> **EXERCISE TASK**: Work out how many lines of the listing hold the string "styles". Answer with that number alone.

> **INPUT RECORDS**:
****
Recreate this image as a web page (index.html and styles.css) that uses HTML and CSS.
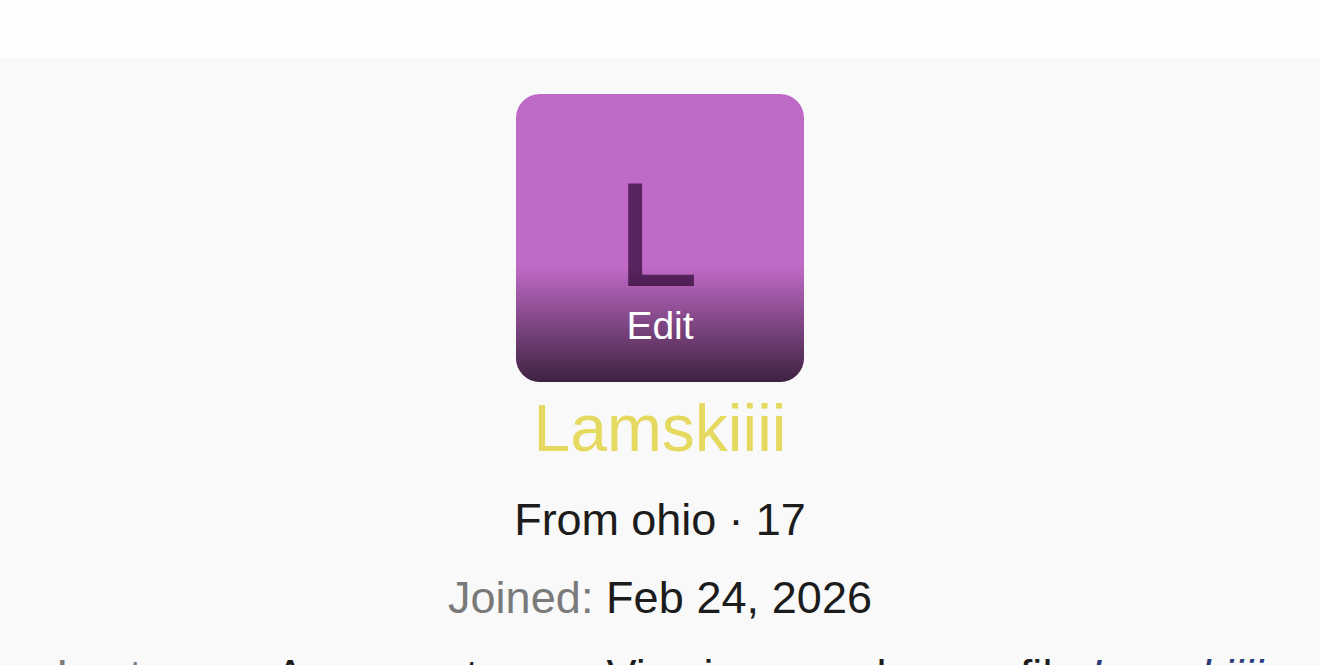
****
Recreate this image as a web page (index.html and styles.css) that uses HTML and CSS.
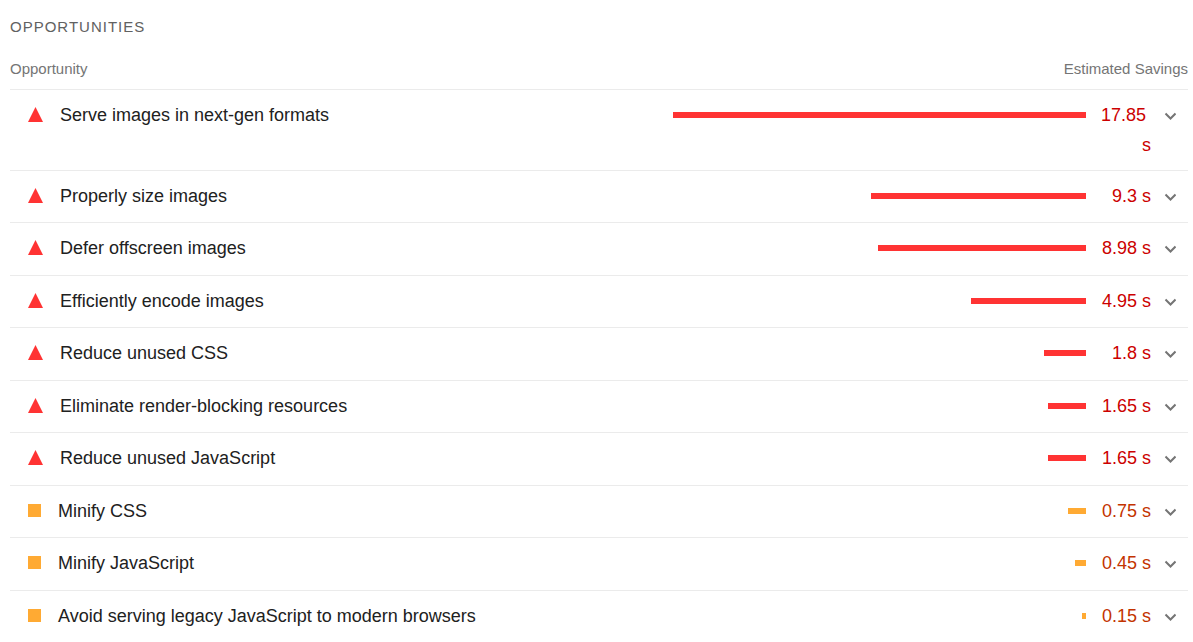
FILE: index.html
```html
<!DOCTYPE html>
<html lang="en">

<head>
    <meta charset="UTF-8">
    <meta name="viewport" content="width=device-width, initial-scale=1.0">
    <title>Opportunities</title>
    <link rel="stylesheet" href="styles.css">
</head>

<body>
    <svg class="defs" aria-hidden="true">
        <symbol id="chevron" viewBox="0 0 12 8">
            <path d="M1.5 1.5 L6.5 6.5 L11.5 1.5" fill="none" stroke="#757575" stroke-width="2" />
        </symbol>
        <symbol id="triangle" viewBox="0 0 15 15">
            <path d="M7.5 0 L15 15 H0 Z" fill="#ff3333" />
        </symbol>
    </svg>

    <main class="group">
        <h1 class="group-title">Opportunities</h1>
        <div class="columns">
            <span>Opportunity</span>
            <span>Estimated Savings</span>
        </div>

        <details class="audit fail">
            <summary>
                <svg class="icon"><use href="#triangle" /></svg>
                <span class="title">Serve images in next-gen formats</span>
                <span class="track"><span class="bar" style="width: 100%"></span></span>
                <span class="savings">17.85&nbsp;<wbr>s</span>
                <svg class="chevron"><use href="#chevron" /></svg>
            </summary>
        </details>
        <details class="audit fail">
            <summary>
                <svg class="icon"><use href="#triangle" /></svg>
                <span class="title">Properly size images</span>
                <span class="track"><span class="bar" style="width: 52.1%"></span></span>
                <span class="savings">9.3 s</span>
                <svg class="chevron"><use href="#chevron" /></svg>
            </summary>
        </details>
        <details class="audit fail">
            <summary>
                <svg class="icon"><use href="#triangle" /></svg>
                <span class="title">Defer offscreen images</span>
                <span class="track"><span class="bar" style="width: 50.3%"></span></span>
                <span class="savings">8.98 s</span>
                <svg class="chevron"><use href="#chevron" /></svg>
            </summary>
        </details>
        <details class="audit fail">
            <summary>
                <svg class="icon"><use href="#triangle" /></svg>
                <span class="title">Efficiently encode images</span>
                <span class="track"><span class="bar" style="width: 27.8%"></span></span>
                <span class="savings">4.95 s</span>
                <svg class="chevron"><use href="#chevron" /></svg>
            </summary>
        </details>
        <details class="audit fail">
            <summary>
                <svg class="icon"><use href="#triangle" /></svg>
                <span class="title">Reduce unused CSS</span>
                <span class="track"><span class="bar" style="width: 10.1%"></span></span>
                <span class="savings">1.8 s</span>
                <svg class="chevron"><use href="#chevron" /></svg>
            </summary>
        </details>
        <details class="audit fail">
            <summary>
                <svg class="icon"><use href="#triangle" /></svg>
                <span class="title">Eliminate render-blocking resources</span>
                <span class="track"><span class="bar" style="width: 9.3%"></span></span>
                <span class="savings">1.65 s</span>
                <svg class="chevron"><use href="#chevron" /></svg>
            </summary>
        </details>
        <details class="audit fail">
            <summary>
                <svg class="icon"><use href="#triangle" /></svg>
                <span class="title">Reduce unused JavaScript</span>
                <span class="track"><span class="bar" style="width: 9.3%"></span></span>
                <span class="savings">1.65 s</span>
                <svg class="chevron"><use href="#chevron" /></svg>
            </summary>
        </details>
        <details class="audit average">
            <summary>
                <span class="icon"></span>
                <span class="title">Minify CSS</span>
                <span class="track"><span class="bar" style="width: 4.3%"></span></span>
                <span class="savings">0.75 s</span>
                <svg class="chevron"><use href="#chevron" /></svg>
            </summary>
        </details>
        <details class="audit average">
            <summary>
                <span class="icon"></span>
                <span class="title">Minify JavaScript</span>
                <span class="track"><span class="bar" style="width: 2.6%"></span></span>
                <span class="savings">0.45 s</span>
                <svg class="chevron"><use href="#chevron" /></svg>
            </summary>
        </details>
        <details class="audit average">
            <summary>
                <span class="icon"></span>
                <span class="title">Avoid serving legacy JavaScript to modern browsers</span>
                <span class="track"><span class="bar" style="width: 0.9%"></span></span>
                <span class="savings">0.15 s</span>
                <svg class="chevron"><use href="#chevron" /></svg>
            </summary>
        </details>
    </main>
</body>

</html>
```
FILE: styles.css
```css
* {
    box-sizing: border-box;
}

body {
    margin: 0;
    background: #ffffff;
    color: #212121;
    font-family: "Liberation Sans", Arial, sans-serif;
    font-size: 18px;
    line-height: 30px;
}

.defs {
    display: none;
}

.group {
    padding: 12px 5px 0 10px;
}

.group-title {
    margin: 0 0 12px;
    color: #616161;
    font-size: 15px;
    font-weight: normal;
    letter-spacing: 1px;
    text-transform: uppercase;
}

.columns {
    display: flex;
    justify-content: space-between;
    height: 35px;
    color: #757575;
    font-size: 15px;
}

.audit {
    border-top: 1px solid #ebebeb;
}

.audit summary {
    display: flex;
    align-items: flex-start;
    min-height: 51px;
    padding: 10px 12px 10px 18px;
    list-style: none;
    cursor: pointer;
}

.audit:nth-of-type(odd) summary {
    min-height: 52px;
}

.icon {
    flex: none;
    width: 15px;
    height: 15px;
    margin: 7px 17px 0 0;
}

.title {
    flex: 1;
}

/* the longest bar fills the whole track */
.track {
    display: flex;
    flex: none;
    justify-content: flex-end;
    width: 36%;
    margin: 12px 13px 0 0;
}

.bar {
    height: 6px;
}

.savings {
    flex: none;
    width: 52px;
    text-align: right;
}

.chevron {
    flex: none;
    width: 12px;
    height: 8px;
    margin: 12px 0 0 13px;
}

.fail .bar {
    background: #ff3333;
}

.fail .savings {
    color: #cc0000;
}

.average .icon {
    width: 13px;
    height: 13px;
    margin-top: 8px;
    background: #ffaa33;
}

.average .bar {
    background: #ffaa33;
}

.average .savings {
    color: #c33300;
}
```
****
> **FINISHED ANSWER**: 4